EXERCISE INSTRUCTIONS
Read through the entries below and return each line with the word "Tailwind".

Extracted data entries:
★ ★ ★ ★

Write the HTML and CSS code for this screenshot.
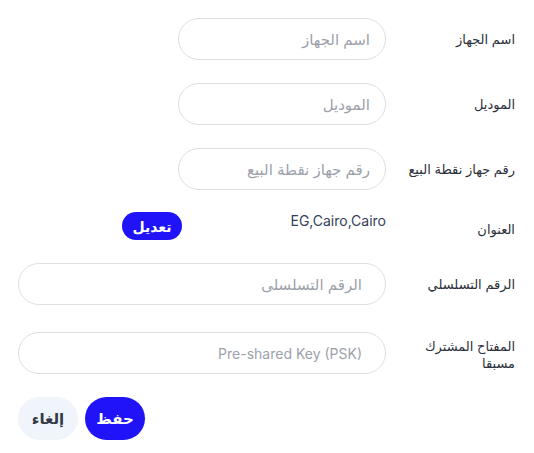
FILE: index.html
```html
<!DOCTYPE html>
<html lang="ar" dir="rtl">
<head>
<meta charset="utf-8">
<link rel="stylesheet" href="styles.css">
</head>
<body>
<form class="form">
  <div class="row">
    <label class="label">اسم الجهاز</label>
    <div class="field"><input class="input input-short" placeholder="اسم الجهاز"></div>
  </div>
  <div class="row">
    <label class="label">الموديل</label>
    <div class="field"><input class="input input-short" placeholder="الموديل"></div>
  </div>
  <div class="row">
    <label class="label">رقم جهاز نقطة البيع</label>
    <div class="field"><input class="input input-short" placeholder="رقم جهاز نقطة البيع"></div>
  </div>
  <div class="row row-address">
    <label class="label label-address">العنوان</label>
    <div class="address">
      <span class="address-text" dir="ltr">EG,Cairo,Cairo</span>
      <button type="button" class="btn-edit">تعديل</button>
    </div>
  </div>
  <div class="row">
    <label class="label">الرقم التسلسلي</label>
    <div class="field"><input class="input" placeholder="الرقم التسلسلى"></div>
  </div>
  <div class="row row-psk">
    <label class="label label-multi">المفتاح المشترك مسبقا</label>
    <div class="field"><input class="input input-latin" placeholder="Pre-shared Key (PSK)"></div>
  </div>
  <div class="actions">
    <button type="button" class="btn btn-primary">حفظ</button>
    <button type="button" class="btn btn-secondary">إلغاء</button>
  </div>
</form>
</body>
</html>
```
FILE: styles.css
```css
* { box-sizing: border-box; }
html, body { margin: 0; background: #ffffff; }
body {
  font-family: "Inter", "Noto Sans", "DejaVu Sans", sans-serif;
  color: #2b2f3a;
}
.form {
  padding: 18px 19px 0 18px;
  display: flex;
  flex-direction: column;
  gap: 23px;
}
.row {
  display: grid;
  grid-template-columns: 129px 1fr;
  align-items: center;
}
.label {
  font-size: 13px;
  line-height: 17px;
  color: #2b2f3a;
  text-align: right;
  padding-left: 14px;
}
.label-multi { align-self: start; padding-top: 6px; line-height: 17px; }
.field { display: flex; }
.input {
  width: 100%;
  height: 42px;
  border: 1px solid #dcdfe4;
  border-radius: 21px;
  padding: 0 23px;
  font-family: inherit;
  font-size: 15px;
  color: #2b2f3a;
  background: #fff;
  outline: none;
}
.input-latin { font-size: 14px; }
.input::placeholder { color: #9ca1ab; }
.input-short { width: 208px; padding: 0 15px; }
.row-address { align-items: start; height: 28px; margin-top: -1px; }
.label-address { padding-top: 9px; }
.address { display: flex; align-items: flex-start; }
.address-text {
  width: 204px;
  font-size: 14px;
  line-height: 18px;
  color: #35415a;
  text-align: right;
}
.btn-edit {
  width: 60px;
  height: 28px;
  border: none;
  border-radius: 14px;
  background: #2013f7;
  color: #fff;
  font-family: inherit;
  font-size: 14px;
  font-weight: 700;
}
.row-psk { margin-top: 4px; }
.actions {
  display: flex;
  justify-content: flex-end;
  gap: 7px;
}
.btn {
  width: 60px;
  height: 43px;
  border: none;
  border-radius: 22px;
  font-family: inherit;
  font-size: 15px;
  font-weight: 700;
}
.btn-primary { background: #2013f7; color: #fff; }
.btn-secondary { background: #f0f4fb; color: #333a46; }
```
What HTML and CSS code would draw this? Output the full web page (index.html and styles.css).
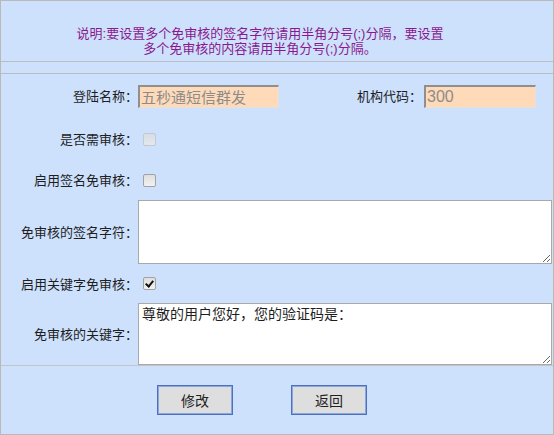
FILE: index.html
```html
<!DOCTYPE html>
<html lang="zh-CN">
<head>
<meta charset="utf-8">
<title>免审核设置</title>
<link rel="stylesheet" href="styles.css">
</head>
<body>
<div class="panel">
  <div class="notice">
    <p class="notice-text">说明:要设置多个免审核的签名字符请用半角分号(;)分隔，要设置<br>多个免审核的内容请用半角分号(;)分隔。</p>
  </div>
  <div class="spacer"></div>
  <form class="form">
    <div class="row row-1">
      <label class="lbl">登陆名称：</label>
      <input class="field field-name" type="text" value="五秒通短信群发" disabled>
      <label class="lbl lbl-code">机构代码：</label>
      <input class="field field-code" type="text" value="300" disabled>
    </div>
    <div class="row row-2">
      <label class="lbl">是否需审核：</label>
      <input class="cb" type="checkbox" disabled>
    </div>
    <div class="row row-3">
      <label class="lbl">启用签名免审核：</label>
      <input class="cb" type="checkbox">
    </div>
    <div class="row row-ta">
      <label class="lbl">免审核的签名字符：</label>
      <textarea class="ta"></textarea>
    </div>
    <div class="row row-5">
      <label class="lbl">启用关键字免审核：</label>
      <input class="cb" type="checkbox" checked>
    </div>
    <div class="row row-ta row-ta2">
      <label class="lbl">免审核的关键字：</label>
      <textarea class="ta">尊敬的用户您好，您的验证码是：</textarea>
    </div>
  </form>
  <div class="actions">
    <button class="btn" type="button">修改</button>
    <button class="btn" type="button">返回</button>
  </div>
</div>
</body>
</html>
```
FILE: styles.css
```css
* { box-sizing: border-box; }
html, body { margin: 0; padding: 0; }
body {
  font-family: "Noto Sans CJK SC", "Liberation Sans", sans-serif;
  font-size: 13px;
  color: #1e1e1e;
  background: #ffffff;
}
.panel {
  width: 554px;
  height: 435px;
  border: 1px solid #b9b9b9;
  background: #cde1fd;
  display: flex;
  flex-direction: column;
}
.notice {
  height: 61px;
  border-bottom: 1px solid #bdbdbd;
  padding-top: 25px;
}
.notice-text {
  margin: 0 0 0 57px;
  width: 404px;
  text-align: center;
  color: #8a1a8c;
  font-family: "Liberation Sans", "Noto Sans CJK SC", sans-serif;
  font-size: 13px;
  line-height: 15px;
}
.spacer {
  height: 12px;
  border-bottom: 1px solid #bdbdbd;
}
.form {
  margin: 0;
  height: 292px;
  border-bottom: 1px solid #c4c4c4;
  display: flex;
  flex-direction: column;
}
.row {
  display: flex;
  align-items: center;
}
.row-1 { height: 44px; }
.row-2 { height: 42px; }
.row-3 { height: 40px; }
.row-5 { height: 39px; }
.row-ta { height: 64px; }
.row-ta2 { height: 62px; }
.lbl {
  width: 137px;
  flex: none;
  text-align: right;
  white-space: nowrap;
  line-height: 16px;
}
.field {
  height: 23px;
  margin: 0;
  padding: 0 1px;
  background: #ffdab9;
  color: #8c8c8c;
  font-family: "Noto Sans CJK SC", "Liberation Sans", sans-serif;
  font-size: 15px;
  border-style: solid;
  border-width: 2px 1px 1px 2px;
  border-color: #8f8f8f #e2e2e2 #e2e2e2 #8f8f8f;
}
.field-name { width: 141px; }
.lbl-code {
  width: auto;
  flex: 1;
  padding-right: 2px;
}
.field-code {
  width: 112px;
  margin-right: 17px;
  font-family: "Liberation Sans", "Noto Sans CJK SC", sans-serif;
  font-size: 16px;
}
.cb {
  -webkit-appearance: none;
  appearance: none;
  width: 13px;
  height: 13px;
  margin: 0 0 0 5px;
  border: 1px solid #a2a2a2;
  border-radius: 2px;
  background: linear-gradient(#dedede, #f2f2f2);
  position: relative;
}
.cb:disabled {
  border-color: #c4c8cf;
  background: linear-gradient(#d8dde4, #e4e8ee);
}
.cb:checked::after {
  content: "";
  position: absolute;
  left: 3px;
  top: 1px;
  width: 3px;
  height: 6px;
  border: solid #111;
  border-width: 0 2px 2px 0;
  transform: rotate(40deg);
}
.ta {
  width: 414px;
  height: 100%;
  margin: 0;
  padding: 1px 3px;
  border: 1px solid #a9a9a9;
  background: #ffffff;
  font-family: "Noto Sans CJK SC", "Liberation Sans", sans-serif;
  font-size: 14px;
  line-height: 17px;
  color: #1e1e1e;
  resize: both;
}
.actions {
  flex: 1;
  display: flex;
  align-items: center;
  gap: 58px;
  padding-left: 156px;
}
.btn {
  width: 76px;
  height: 30px;
  margin: 0;
  padding: 0;
  background: #dedede;
  border: 1px solid #4b72c0;
  box-shadow: inset 0 0 0 1px #8aa6dc;
  font-family: "Noto Sans CJK SC", "Liberation Sans", sans-serif;
  font-size: 14px;
  color: #222;
}
```
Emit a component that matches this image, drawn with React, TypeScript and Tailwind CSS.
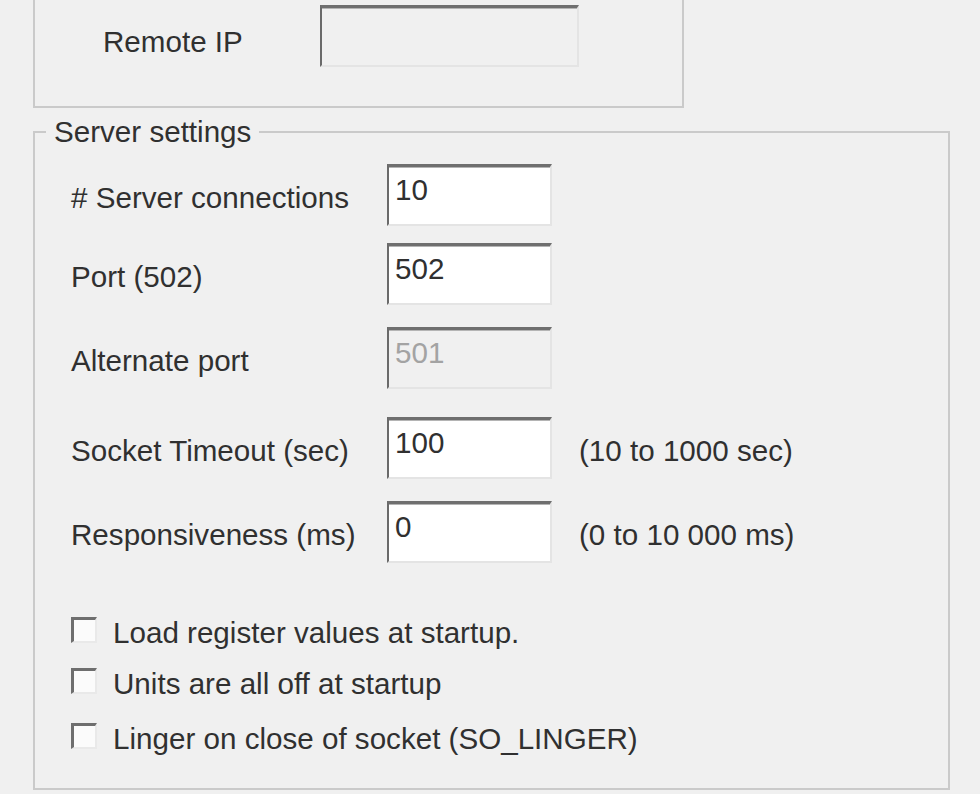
const rows = [
  { label: '# Server connections', value: '10', mt: 'mt-[17px]' },
  { label: 'Port (502)', value: '502', mt: 'mt-[17px]' },
  { label: 'Alternate port', value: '501', mt: 'mt-[22px]', disabled: true },
  { label: 'Socket Timeout (sec)', value: '100', mt: 'mt-[28px]', hint: '(10 to 1000 sec)' },
  { label: 'Responsiveness (ms)', value: '0', mt: 'mt-[22px]', hint: '(0 to 10 000 ms)' },
]

const checks = [
  { label: 'Load register values at startup.', mt: 'mt-[49px]' },
  { label: 'Units are all off at startup', mt: 'mt-[15px]' },
  { label: 'Linger on close of socket (SO_LINGER)', mt: 'mt-[19px]' },
]

function EditBox({ value, disabled, className }: { value: string; disabled?: boolean; className: string }) {
  return (
    <div
      className={`${className} border-t-[3px] border-l-2 border-r-2 border-b-2 border-t-[#6f6f6f] border-l-[#6a6a6a] border-r-[#e4e4e4] border-b-[#e4e4e4] shadow-[inset_0_1px_0_#b4b4b4] pl-[6px] pt-[8px] leading-[30px] ${
        disabled ? 'bg-[#f0f0f0] text-[#a3a3a3]' : 'bg-white'
      }`}
    >
      {value}
    </div>
  )
}

function CheckBox() {
  return (
    <div className="w-[26px] h-[26px] shrink-0 border-t-[3px] border-l-[3px] border-r-2 border-b-2 border-t-[#6e6e6e] border-l-[#6e6e6e] border-r-[#e9e9e9] border-b-[#e9e9e9] bg-[#fbfbfb]" />
  )
}

export default function App() {
  return (
    <div className="w-[980px] h-[794px] overflow-hidden bg-[#f0f0f0] pl-[33px] text-[29.6px] text-[#303030] font-['Liberation_Sans',Arial,sans-serif]">
      {/* connection group, cut off at the top */}
      <div className="w-[651px] h-[108px] border-x-2 border-b-2 border-[#cacaca] pl-[68px] pt-[5px] flex items-start">
        <div className="w-[217px] pt-[22px] leading-[30px] whitespace-nowrap">Remote IP</div>
        <EditBox value="" disabled className="w-[259px] h-[62px]" />
      </div>

      <fieldset className="mt-[9px] w-[917px] h-[673px] border-2 border-[#cacaca]">
        <legend className="ml-[11px] px-[8px] leading-[30px] whitespace-nowrap">Server settings</legend>

        <div className="pl-[36px]">
          {rows.map((r) => (
            <div key={r.label} className={`${r.mt} flex items-center`}>
              <div className="w-[316px] pt-[6px] leading-[30px] whitespace-nowrap">{r.label}</div>
              <EditBox value={r.value} disabled={r.disabled} className="w-[165px] h-[62px]" />
              {r.hint && <div className="ml-[27px] pt-[6px] leading-[30px] whitespace-nowrap">{r.hint}</div>}
            </div>
          ))}

          {checks.map((c) => (
            <div key={c.label} className={`${c.mt} flex items-center`}>
              <CheckBox />
              <div className="ml-[16px] pt-[6px] leading-[30px] whitespace-nowrap">{c.label}</div>
            </div>
          ))}
        </div>
      </fieldset>
    </div>
  )
}
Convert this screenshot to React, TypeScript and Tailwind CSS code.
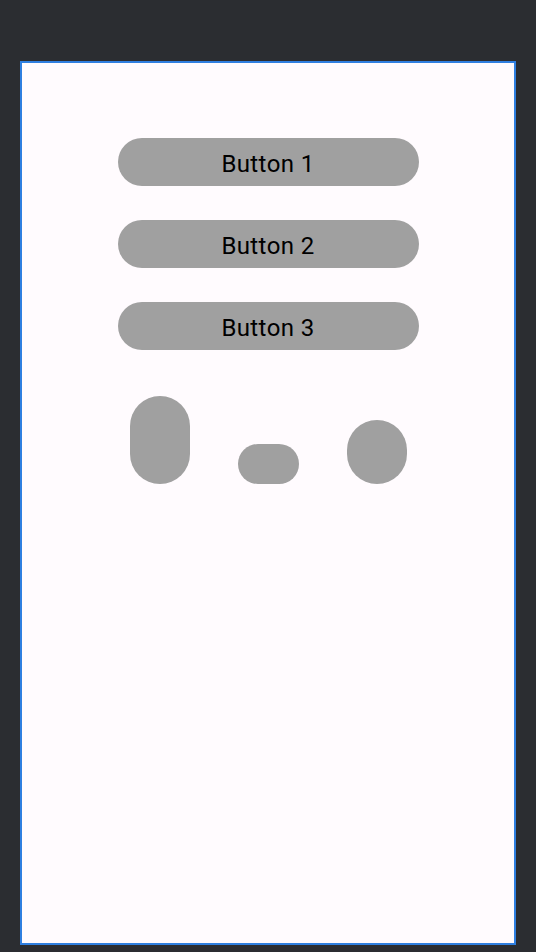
import React from 'react';

const labels = ['Button 1', 'Button 2', 'Button 3'];

export default function App() {
  return (
    <div className="min-h-[952px] bg-[#2b2d31] pt-[61px] px-[20px] pb-[7px]" style={{ fontFamily: 'Roboto, "Liberation Sans", sans-serif' }}>
      <div className="h-[884px] border-2 border-[#2f7fe0] bg-[#fffbfe] flex flex-col items-center pt-[75px]">
        <div className="flex flex-col gap-[34px]">
          {labels.map((l) => (
            <button key={l} className="w-[301px] h-[48px] rounded-full bg-[#a0a0a0] text-black text-[24px] font-normal tracking-[0.4px] flex items-center justify-center pt-[3px]">
              {l}
            </button>
          ))}
        </div>
        <div className="flex items-end gap-[48px] mt-[46px]">
          <div className="w-[60px] h-[88px] rounded-full bg-[#a0a0a0]" />
          <div className="w-[61px] h-[40px] rounded-full bg-[#a0a0a0]" />
          <div className="w-[60px] h-[64px] rounded-full bg-[#a0a0a0]" />
        </div>
      </div>
    </div>
  );
}
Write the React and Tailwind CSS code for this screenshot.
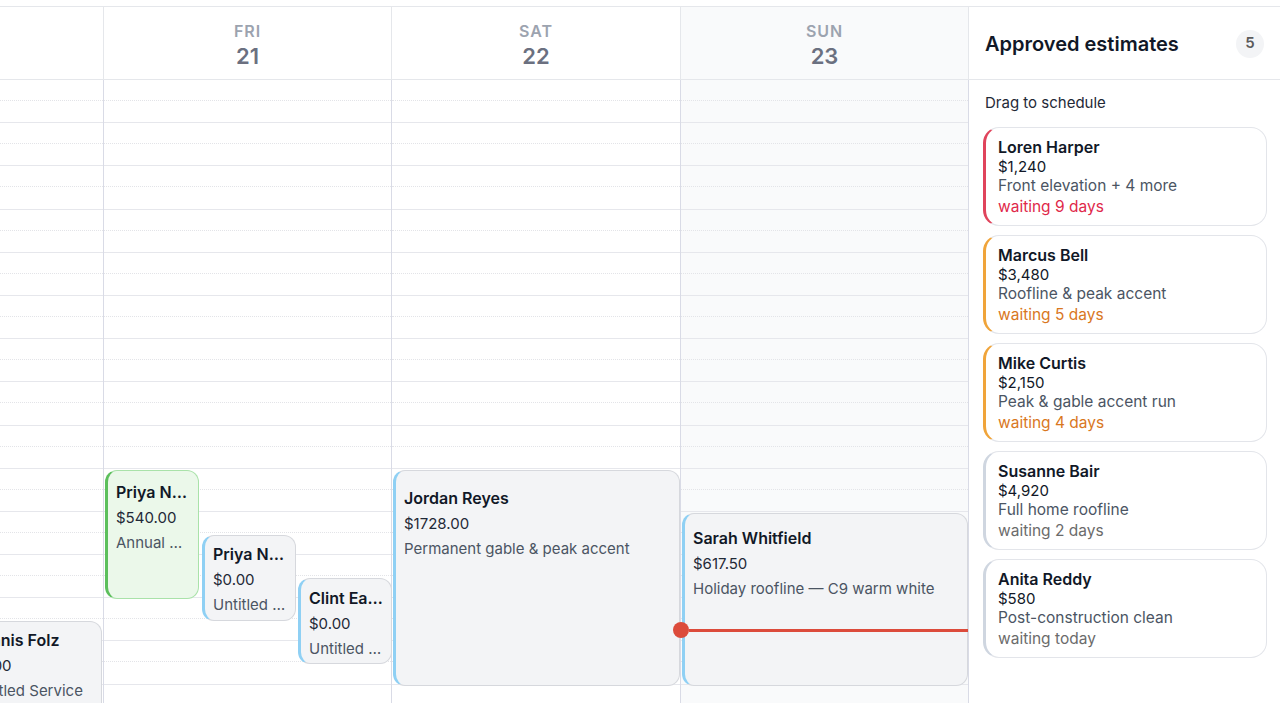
import React from "react";

const HOURS = Array.from({ length: 15 });

const days = [
  { key: "thu", w: "w-[104px]", label: null },
  { key: "fri", w: "w-[288px]", label: "FRI", num: "21" },
  { key: "sat", w: "w-[289px]", label: "SAT", num: "22" },
  { key: "sun", w: "w-[288px]", label: "SUN", num: "23", weekend: true },
];

const estimates = [
  { name: "Loren Harper", price: "$1,240", desc: "Front elevation + 4 more", wait: "waiting 9 days", accent: "border-l-[#e0445c]", waitColor: "text-[#e0284a]" },
  { name: "Marcus Bell", price: "$3,480", desc: "Roofline & peak accent", wait: "waiting 5 days", accent: "border-l-[#f0a43a]", waitColor: "text-[#d9771e]" },
  { name: "Mike Curtis", price: "$2,150", desc: "Peak & gable accent run", wait: "waiting 4 days", accent: "border-l-[#f0a43a]", waitColor: "text-[#d9771e]" },
  { name: "Susanne Bair", price: "$4,920", desc: "Full home roofline", wait: "waiting 2 days", accent: "border-l-[#cfd6e0]", waitColor: "text-[#6b6b6b]" },
  { name: "Anita Reddy", price: "$580", desc: "Post-construction clean", wait: "waiting today", accent: "border-l-[#cfd6e0]", waitColor: "text-[#6b6b6b]" },
];

function HourGrid() {
  return (
    <div>
      {HOURS.map((_, i) => (
        <div key={i} className="h-[43.2px] border-b border-[#e6e7ec] flex flex-col">
          <div className="h-[21px] border-b border-dotted border-[#e3e4e8]" />
        </div>
      ))}
    </div>
  );
}

function EventCard({ className, name, price, desc, green, pt = "pt-[12px]" }) {
  return (
    <div
      className={`absolute overflow-hidden rounded-xl border border-l-[3px] px-2 ${pt} ${
        green
          ? "bg-[#ebf8ea] border-[#a9e2a9] border-l-[#5cbf5c]"
          : "bg-[#f3f4f6] border-[#d6d8dd] border-l-[#8fd0f4]"
      } ${className}`}
    >
      <div className="truncate text-[16px] leading-[22px] font-semibold text-[#111827]">{name}</div>
      <div className="mt-[4px] truncate text-[15px] leading-[21px] text-[#1f2937]">{price}</div>
      <div className="mt-[4px] truncate text-[15px] leading-[21px] text-[#4b5563]">{desc}</div>
    </div>
  );
}

export default function App() {
  return (
    <div className="h-[703px] w-[1280px] overflow-hidden bg-white pt-[6px] font-['Inter',sans-serif]">
      <div className="flex h-full border-t border-[#e5e7eb]">
        {/* calendar */}
        <div className="flex flex-col w-[969px] shrink-0">
          <div className="flex h-[73px] border-b border-[#e5e7eb]">
            {days.map((d) => (
              <div
                key={d.key}
                className={`${d.w} shrink-0 flex flex-col items-center justify-center pt-[3px] border-r border-[#e5e7eb] ${
                  d.weekend ? "bg-[#f9fafb]" : ""
                }`}
              >
                {d.label && (
                  <>
                    <div className="text-[16px] leading-[20px] font-semibold tracking-[0.06em] text-[#9ca3af]">{d.label}</div>
                    <div className="mt-[2px] text-[22px] leading-[26px] font-semibold text-[#6b7080]">{d.num}</div>
                  </>
                )}
              </div>
            ))}
          </div>
          <div className="flex flex-1 overflow-hidden">
            {/* partial thursday */}
            <div className="relative w-[104px] shrink-0 border-r border-[#d9dbe6] overflow-hidden">
              <HourGrid />
              <EventCard
                className="left-[-41px] top-[541px] w-[143px] h-[120px]"
                name="Dennis Folz"
                price="$0.00"
                desc="Untitled Service"
                pt="pt-[7px]"
              />
            </div>
            {/* friday */}
            <div className="relative w-[288px] shrink-0 border-r border-[#d9dbe6]">
              <HourGrid />
              <EventCard className="left-[1px] top-[390px] w-[94px] h-[129px]" name="Priya Nair" price="$540.00" desc="Annual service" green pt="pt-[10px]" />
              <EventCard className="left-[98px] top-[455px] w-[94px] h-[86px]" name="Priya Nair" price="$0.00" desc="Untitled Service" pt="pt-[7px]" />
              <EventCard className="left-[194px] top-[498px] w-[94px] h-[86px]" name="Clint Eastwood" price="$0.00" desc="Untitled Service" pt="pt-[8px]" />
            </div>
            {/* saturday */}
            <div className="relative w-[289px] shrink-0 border-r border-[#d9dbe6]">
              <HourGrid />
              <EventCard className="left-[1px] top-[390px] w-[287px] h-[216px]" name="Jordan Reyes" price="$1728.00" desc="Permanent gable & peak accent" pt="pt-[16px]" />
            </div>
            {/* sunday */}
            <div className="relative w-[288px] shrink-0 border-r border-[#d9dbe6] bg-[#f9fafb]">
              <HourGrid />
              <EventCard className="left-[1px] top-[433px] w-[286px] h-[173px]" name="Sarah Whitfield" price="$617.50" desc="Holiday roofline — C9 warm white" pt="pt-[13px]" />
              <div className="absolute left-[-8px] right-0 top-[542px] flex items-center">
                <div className="h-4 w-4 rounded-full bg-[#dc4b3b] shrink-0" />
                <div className="h-[3px] flex-1 bg-[#dc4b3b]" />
              </div>
            </div>
          </div>
        </div>

        {/* approved estimates panel */}
        <div className="flex flex-col flex-1">
          <div className="flex h-[73px] items-center justify-between border-b border-[#e5e7eb] pl-4 pr-[16px] pt-[1px]">
            <h2 className="text-[20px] font-semibold text-[#111827]">Approved estimates</h2>
            <span className="flex h-[28px] w-[28px] items-center justify-center rounded-full bg-[#f3f4f6] text-[15px] font-semibold text-[#5b5b5b]">
              5
            </span>
          </div>
          <div className="pl-[14px] pr-[13px] pt-[13px]">
            <div className="text-[15px] leading-[20px] text-[#1f2937] pl-[2px]">Drag to schedule</div>
            <div className="mt-[14px] flex flex-col gap-[9px]">
              {estimates.map((e) => (
                <div
                  key={e.name}
                  className={`h-[99px] rounded-2xl border border-[#e3e5ea] border-l-[3px] ${e.accent} bg-white pl-[12px] pt-[8px]`}
                >
                  <div className="text-[16px] leading-[22px] font-semibold text-[#111827]">{e.name}</div>
                  <div className="text-[15px] leading-[18px] text-[#111827]">{e.price}</div>
                  <div className="text-[15.5px] leading-[20px] text-[#4b5563]">{e.desc}</div>
                  <div className={`text-[15.5px] leading-[22px] ${e.waitColor}`}>{e.wait}</div>
                </div>
              ))}
            </div>
          </div>
        </div>
      </div>
    </div>
  );
}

★ ★ ★ ★

COMPLETED EXERCISE
Emit a component that matches this image, drawn with React, TypeScript and Tailwind CSS.
Convert this screenshot to React, TypeScript and Tailwind CSS code.
Write the React and Tailwind CSS code for this screenshot.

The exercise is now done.